YOUR INSTRUCTIONS — Every line with the string "index" should be gathered.

GIVEN DATA —
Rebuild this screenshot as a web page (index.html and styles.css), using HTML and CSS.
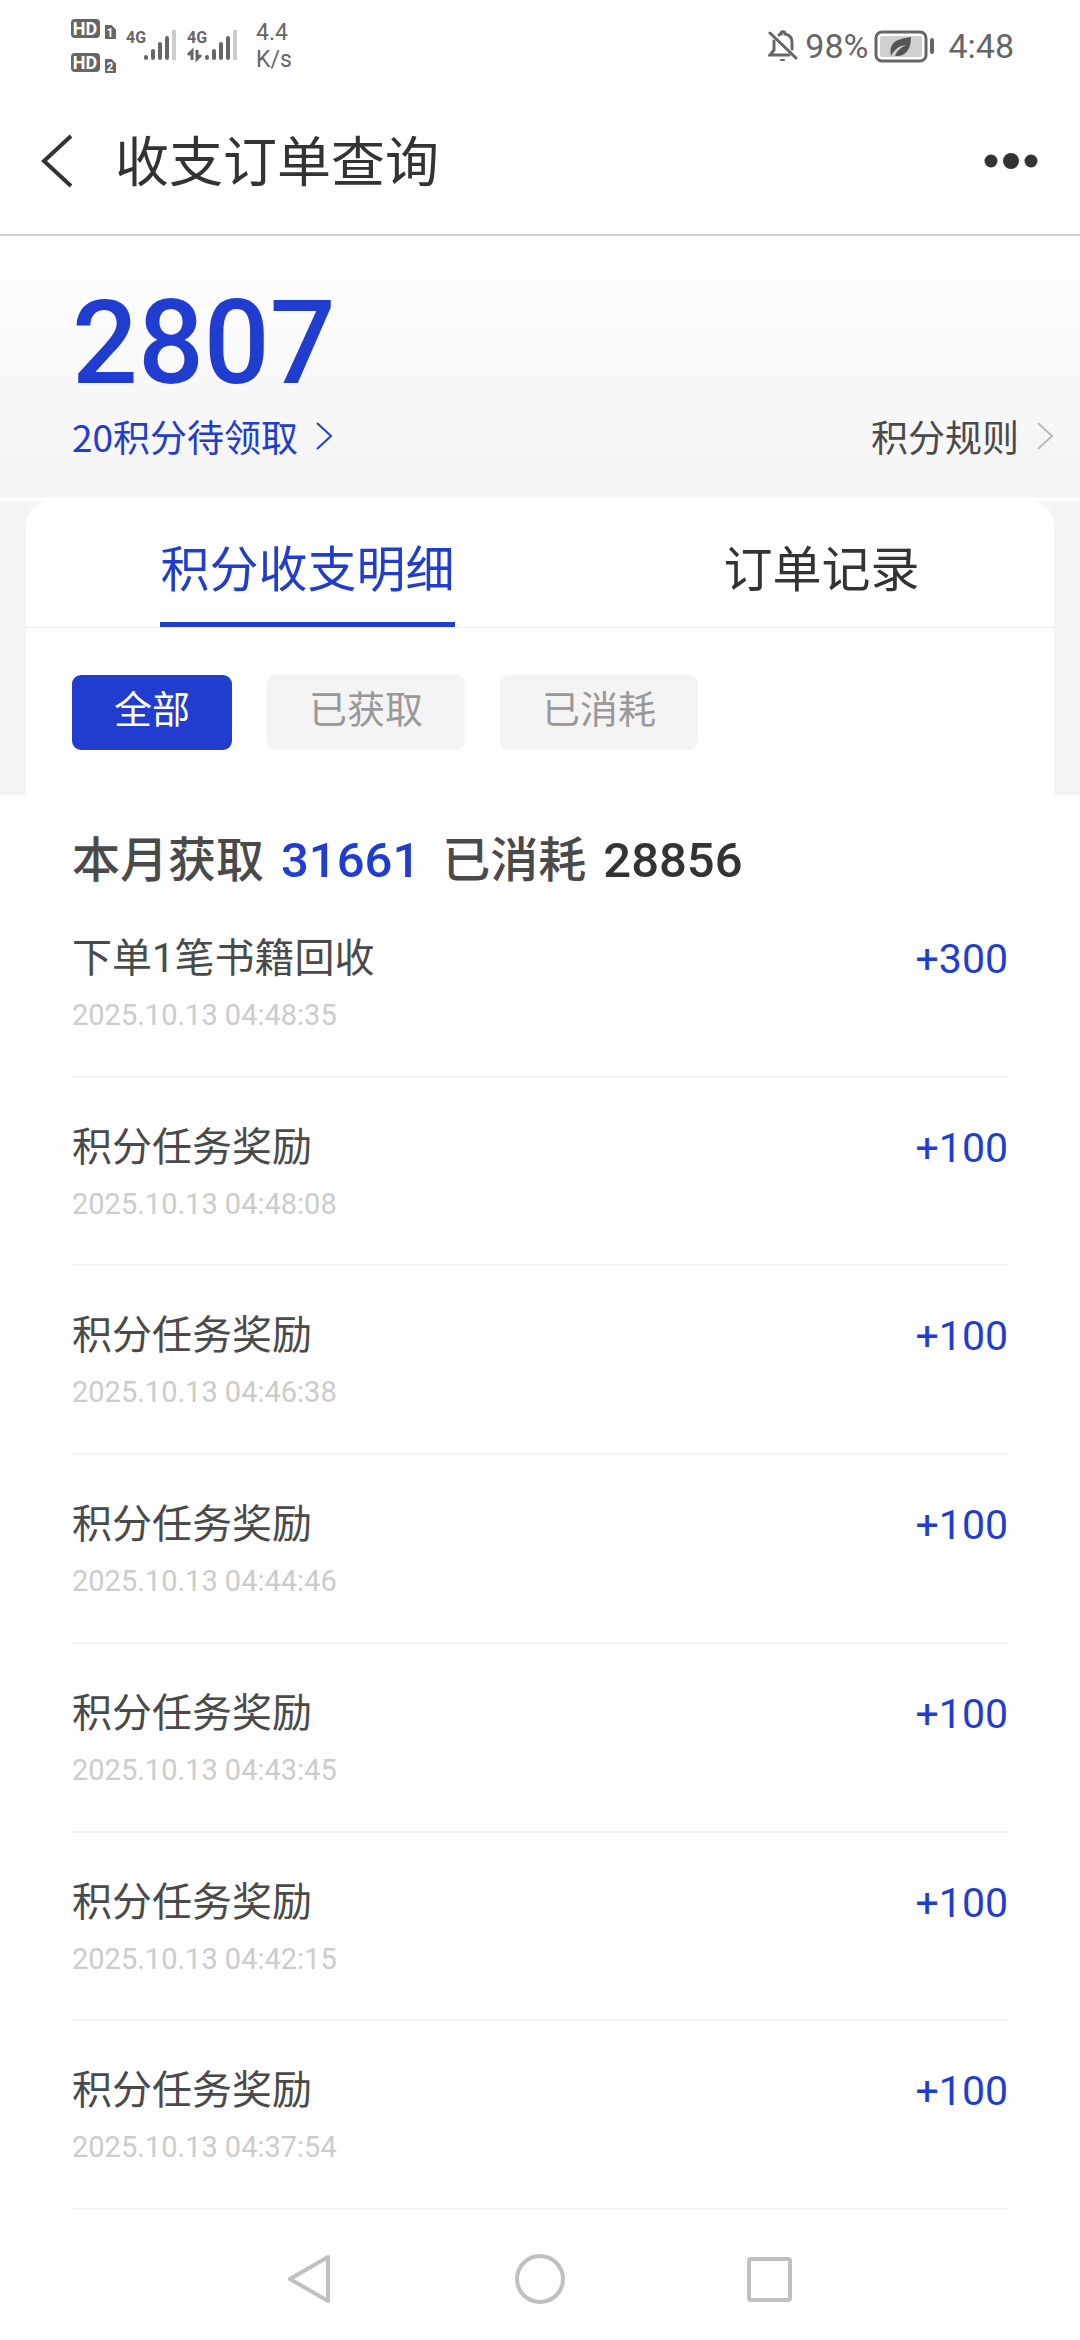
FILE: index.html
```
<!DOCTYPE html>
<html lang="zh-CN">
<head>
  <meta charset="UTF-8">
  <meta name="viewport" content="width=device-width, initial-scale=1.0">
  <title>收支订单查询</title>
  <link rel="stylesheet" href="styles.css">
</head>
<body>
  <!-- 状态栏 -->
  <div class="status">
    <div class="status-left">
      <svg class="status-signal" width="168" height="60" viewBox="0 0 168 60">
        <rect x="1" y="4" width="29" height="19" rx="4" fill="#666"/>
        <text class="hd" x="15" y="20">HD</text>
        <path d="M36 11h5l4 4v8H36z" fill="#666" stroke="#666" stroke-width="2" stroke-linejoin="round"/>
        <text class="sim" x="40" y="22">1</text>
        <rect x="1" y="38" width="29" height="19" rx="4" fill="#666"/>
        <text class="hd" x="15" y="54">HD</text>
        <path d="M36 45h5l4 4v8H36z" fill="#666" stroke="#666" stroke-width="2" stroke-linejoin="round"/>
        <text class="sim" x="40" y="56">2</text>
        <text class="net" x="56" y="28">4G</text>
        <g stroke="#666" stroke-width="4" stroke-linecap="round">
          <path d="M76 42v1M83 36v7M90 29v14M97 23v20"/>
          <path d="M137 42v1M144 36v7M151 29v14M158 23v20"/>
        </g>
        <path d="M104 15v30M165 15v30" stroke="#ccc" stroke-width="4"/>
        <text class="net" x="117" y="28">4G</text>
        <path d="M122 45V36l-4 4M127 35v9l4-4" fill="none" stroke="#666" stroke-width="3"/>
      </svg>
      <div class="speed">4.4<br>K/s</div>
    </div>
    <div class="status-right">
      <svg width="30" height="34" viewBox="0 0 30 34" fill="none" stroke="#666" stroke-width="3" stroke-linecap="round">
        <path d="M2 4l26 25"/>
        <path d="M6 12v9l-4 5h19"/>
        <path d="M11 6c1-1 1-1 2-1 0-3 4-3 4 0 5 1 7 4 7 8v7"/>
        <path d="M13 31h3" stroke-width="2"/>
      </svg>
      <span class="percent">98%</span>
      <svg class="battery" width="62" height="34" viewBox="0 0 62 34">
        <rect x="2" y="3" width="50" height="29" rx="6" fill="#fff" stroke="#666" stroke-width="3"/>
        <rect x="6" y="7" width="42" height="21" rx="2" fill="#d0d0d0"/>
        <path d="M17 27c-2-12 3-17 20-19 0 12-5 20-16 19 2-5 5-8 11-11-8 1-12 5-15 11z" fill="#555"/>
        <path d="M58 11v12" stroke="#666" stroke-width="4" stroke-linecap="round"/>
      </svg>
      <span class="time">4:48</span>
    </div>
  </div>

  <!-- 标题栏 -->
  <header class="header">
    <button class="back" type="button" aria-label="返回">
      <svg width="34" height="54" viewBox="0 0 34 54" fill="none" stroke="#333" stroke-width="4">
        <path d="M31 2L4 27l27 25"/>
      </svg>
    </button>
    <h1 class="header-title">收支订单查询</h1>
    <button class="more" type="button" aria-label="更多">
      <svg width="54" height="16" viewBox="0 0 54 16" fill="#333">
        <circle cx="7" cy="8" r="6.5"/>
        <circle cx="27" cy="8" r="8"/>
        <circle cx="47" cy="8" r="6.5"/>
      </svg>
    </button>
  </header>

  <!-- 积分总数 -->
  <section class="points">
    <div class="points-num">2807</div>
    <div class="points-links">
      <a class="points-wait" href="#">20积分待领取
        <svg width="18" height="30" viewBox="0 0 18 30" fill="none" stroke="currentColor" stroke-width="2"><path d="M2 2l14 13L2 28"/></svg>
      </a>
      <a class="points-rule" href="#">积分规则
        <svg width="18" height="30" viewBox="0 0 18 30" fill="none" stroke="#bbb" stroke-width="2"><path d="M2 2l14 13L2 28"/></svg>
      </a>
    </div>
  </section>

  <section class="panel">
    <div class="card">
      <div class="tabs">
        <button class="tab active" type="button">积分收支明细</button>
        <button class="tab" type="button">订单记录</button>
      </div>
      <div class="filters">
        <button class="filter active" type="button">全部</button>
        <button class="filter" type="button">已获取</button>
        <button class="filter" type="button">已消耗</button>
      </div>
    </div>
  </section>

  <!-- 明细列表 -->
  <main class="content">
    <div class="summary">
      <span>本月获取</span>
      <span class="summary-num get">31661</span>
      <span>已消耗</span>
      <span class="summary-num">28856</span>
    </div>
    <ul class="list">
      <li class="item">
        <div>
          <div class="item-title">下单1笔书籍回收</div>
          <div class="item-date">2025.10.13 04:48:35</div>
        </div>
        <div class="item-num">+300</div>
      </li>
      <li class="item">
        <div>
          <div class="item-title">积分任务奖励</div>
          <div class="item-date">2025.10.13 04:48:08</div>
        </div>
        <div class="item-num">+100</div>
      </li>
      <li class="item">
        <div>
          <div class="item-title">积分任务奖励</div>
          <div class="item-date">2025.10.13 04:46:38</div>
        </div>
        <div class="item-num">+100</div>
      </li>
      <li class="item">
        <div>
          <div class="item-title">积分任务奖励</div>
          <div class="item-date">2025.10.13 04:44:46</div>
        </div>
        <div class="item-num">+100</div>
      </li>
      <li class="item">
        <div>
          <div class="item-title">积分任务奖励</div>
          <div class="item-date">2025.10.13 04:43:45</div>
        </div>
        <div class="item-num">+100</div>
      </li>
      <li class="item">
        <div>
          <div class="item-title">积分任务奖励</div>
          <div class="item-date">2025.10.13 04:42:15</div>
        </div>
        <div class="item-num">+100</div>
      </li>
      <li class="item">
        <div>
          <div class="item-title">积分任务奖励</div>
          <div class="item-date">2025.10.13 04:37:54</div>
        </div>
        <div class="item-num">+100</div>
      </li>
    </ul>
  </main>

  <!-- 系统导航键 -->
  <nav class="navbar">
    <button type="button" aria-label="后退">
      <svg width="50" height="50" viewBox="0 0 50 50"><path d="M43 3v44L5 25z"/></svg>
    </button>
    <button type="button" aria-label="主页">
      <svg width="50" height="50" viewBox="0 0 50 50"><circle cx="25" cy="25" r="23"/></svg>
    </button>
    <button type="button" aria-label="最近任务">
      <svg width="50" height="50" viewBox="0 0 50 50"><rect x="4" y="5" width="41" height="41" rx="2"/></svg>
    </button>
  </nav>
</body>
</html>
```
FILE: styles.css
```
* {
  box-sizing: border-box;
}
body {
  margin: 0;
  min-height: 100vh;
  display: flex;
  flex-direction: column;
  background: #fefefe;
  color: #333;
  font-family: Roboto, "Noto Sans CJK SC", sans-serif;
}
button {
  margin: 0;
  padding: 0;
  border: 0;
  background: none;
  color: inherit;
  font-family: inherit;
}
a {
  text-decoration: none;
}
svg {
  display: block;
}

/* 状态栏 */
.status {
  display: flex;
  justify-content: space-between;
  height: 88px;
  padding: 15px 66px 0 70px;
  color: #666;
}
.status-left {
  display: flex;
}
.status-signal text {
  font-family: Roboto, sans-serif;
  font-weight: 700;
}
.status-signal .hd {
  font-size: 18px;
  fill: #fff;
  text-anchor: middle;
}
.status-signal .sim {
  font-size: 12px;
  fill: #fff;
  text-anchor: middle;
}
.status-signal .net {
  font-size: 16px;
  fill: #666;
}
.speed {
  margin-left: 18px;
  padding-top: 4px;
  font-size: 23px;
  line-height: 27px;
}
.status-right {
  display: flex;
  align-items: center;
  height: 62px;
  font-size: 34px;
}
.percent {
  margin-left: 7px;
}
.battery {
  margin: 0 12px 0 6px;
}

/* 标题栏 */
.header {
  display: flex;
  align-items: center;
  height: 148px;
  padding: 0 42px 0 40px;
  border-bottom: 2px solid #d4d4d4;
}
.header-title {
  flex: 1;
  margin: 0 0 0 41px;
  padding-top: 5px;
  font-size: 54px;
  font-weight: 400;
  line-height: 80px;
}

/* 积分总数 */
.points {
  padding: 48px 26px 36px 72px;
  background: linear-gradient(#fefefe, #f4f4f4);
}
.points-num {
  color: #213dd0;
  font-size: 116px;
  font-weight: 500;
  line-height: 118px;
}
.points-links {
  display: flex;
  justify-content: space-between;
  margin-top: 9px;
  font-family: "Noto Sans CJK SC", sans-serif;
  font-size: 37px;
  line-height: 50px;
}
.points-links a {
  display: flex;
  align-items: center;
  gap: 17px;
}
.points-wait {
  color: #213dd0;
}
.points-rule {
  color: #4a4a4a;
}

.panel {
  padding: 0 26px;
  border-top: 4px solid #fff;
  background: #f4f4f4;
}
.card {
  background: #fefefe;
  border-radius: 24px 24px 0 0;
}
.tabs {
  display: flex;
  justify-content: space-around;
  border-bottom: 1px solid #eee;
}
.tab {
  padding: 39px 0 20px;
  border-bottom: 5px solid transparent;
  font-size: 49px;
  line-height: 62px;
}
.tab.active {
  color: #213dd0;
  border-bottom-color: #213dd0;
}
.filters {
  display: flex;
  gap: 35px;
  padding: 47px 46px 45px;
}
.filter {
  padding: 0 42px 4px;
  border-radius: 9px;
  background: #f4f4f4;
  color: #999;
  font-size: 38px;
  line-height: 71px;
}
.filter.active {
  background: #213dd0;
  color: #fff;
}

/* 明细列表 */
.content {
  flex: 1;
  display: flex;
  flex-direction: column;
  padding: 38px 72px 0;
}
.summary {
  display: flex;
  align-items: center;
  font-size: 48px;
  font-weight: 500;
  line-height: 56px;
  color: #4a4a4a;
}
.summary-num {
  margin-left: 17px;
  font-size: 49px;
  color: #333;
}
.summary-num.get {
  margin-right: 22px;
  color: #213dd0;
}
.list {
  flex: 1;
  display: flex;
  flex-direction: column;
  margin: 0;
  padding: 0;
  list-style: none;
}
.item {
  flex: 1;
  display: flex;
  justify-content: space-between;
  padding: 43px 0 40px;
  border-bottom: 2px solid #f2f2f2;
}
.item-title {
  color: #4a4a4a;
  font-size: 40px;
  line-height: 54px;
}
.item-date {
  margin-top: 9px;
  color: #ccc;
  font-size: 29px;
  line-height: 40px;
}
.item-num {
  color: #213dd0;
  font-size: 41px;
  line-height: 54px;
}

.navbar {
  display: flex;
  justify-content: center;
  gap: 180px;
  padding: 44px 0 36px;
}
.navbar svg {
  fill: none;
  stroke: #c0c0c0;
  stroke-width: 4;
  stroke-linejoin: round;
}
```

RESULT —
Rebuild this screenshot as a web page (index.html and styles.css), using HTML and CSS.
FILE: index.html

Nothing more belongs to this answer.